MUSIC BUZZ: Empress Of // Ibeyi // Nothing More // Vinyl // More
Brooklyn singer/songwriter Empress Of finally moves ahead with her debut album, now expected to come out in late summer. She also released a single (do you still call it that?), which raises expectations.
French duo Ibeyi, who released my so far favorite album of the year, come back to North America, as expected. For New York City they will play Summerstage in Central Park on June 20th. It’s free but who knows if one can get in.
Elke and I probably won’t make it to a Morrissey show, but our friend Melanie is a fan and I always find it enlightening to experience what a music legend does on stage. Here is her report of the show on Match 27th.
One of Elke’s favorites bands, Nothing More, takes on the issue of mental disorders with their #iknowjenny campaign, named after singer Jonny Hawkins sister Jenny, who struggles with bipolar disorder.

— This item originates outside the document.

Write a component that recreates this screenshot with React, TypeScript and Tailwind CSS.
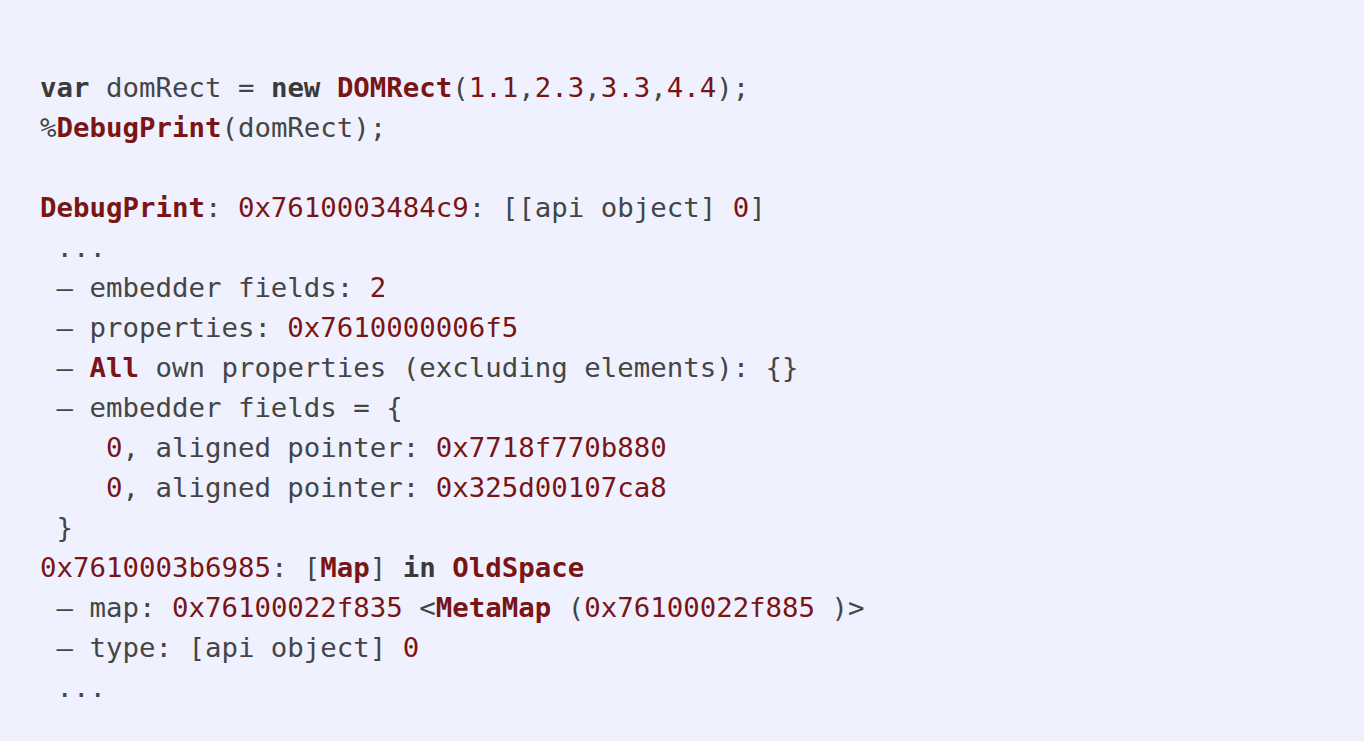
import React from "react";

type Seg = [string, string?];

const R = "text-[#7b1414]";
const RB = "text-[#7b1414] font-bold";
const GB = "text-[#3a3a3a] font-bold";

const lines: Seg[][] = [
  [["var", GB], [" domRect = "], ["new", GB], [" "], ["DOMRect", RB], ["("], ["1.1", R], [","], ["2.3", R], [","], ["3.3", R], [","], ["4.4", R], [");"]],
  [["%"], ["DebugPrint", RB], ["(domRect);"]],
  [],
  [["DebugPrint", RB], [": "], ["0x7610003484c9", R], [": [[api object] "], ["0", R], ["]"]],
  [[" ..."]],
  [[" – embedder fields: "], ["2", R]],
  [[" – properties: "], ["0x7610000006f5", R]],
  [[" – "], ["All", RB], [" own properties (excluding elements): {}"]],
  [[" – embedder fields = {"]],
  [["    "], ["0", R], [", aligned pointer: "], ["0x7718f770b880", R]],
  [["    "], ["0", R], [", aligned pointer: "], ["0x325d00107ca8", R]],
  [[" }"]],
  [["0x7610003b6985", R], [": ["], ["Map", RB], ["] "], ["in", GB], [" "], ["OldSpace", RB]],
  [[" – map: "], ["0x76100022f835", R], [" <"], ["MetaMap", RB], [" ("], ["0x76100022f885", R], [" )>"]],
  [[" – type: [api object] "], ["0", R]],
  [[" ..."]],
];

export default function App() {
  return (
    <div className="min-h-screen w-full bg-[#eff2fe]">
      <pre className="pl-10 pt-[68px] text-[27.4px] leading-[40px] text-[#454545] font-['DejaVu_Sans_Mono',monospace] whitespace-pre">
        {lines.map((segs, i) => (
          <div key={i} className="h-10">
            {segs.map(([t, c], j) => (
              <span key={j} className={c}>
                {t}
              </span>
            ))}
          </div>
        ))}
      </pre>
    </div>
  );
}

Vinyl remains a niche part of the market, and no-one is saying the old-school format is the saviour of the industry, artists and for entertainment retailers.
I agree, vinyl requires too much effort and equipment to become ever mainstream. But this reflects the desire of music fans to take home something physical of the music they love. Just checking it in the Spotify app doesn’t cut it.
British folk band Mumford & Sons chimed in on the Tidal thing and they don’t like it:
“We wouldn’t have joined it anyway, even if they had asked. We don’t want to be tribal,” says frontman Marcus Mumford. “I think smaller bands should get paid more for it, too. Bigger bands have other ways of making money, so I don’t think you can complain. A band of our size shouldn’t be complaining. And when they say it’s artist-owned, it’s owned by those rich, wealthy artists.”
For sure Tidal has done one good thing already: everybody is coming out and discuss the streaming model.
Micah Singleton writes a more balanced view for The Verge on the new streaming service. But his conclusion sounds quite bleak:
Users who want to hear every artist on their preferred platform might face a fragmented market, with some exclusives owned by Apple, some by Spotify, and some by Tidal.
That sounds a lot of TV, where the show you want to see may be on one channel or the other and if you want to see them all, you have to maintain multiple, expensive subscriptions, which most of them being idle most of the time. And the extra money you pay doesn’t even go to the artists, but to the platforms.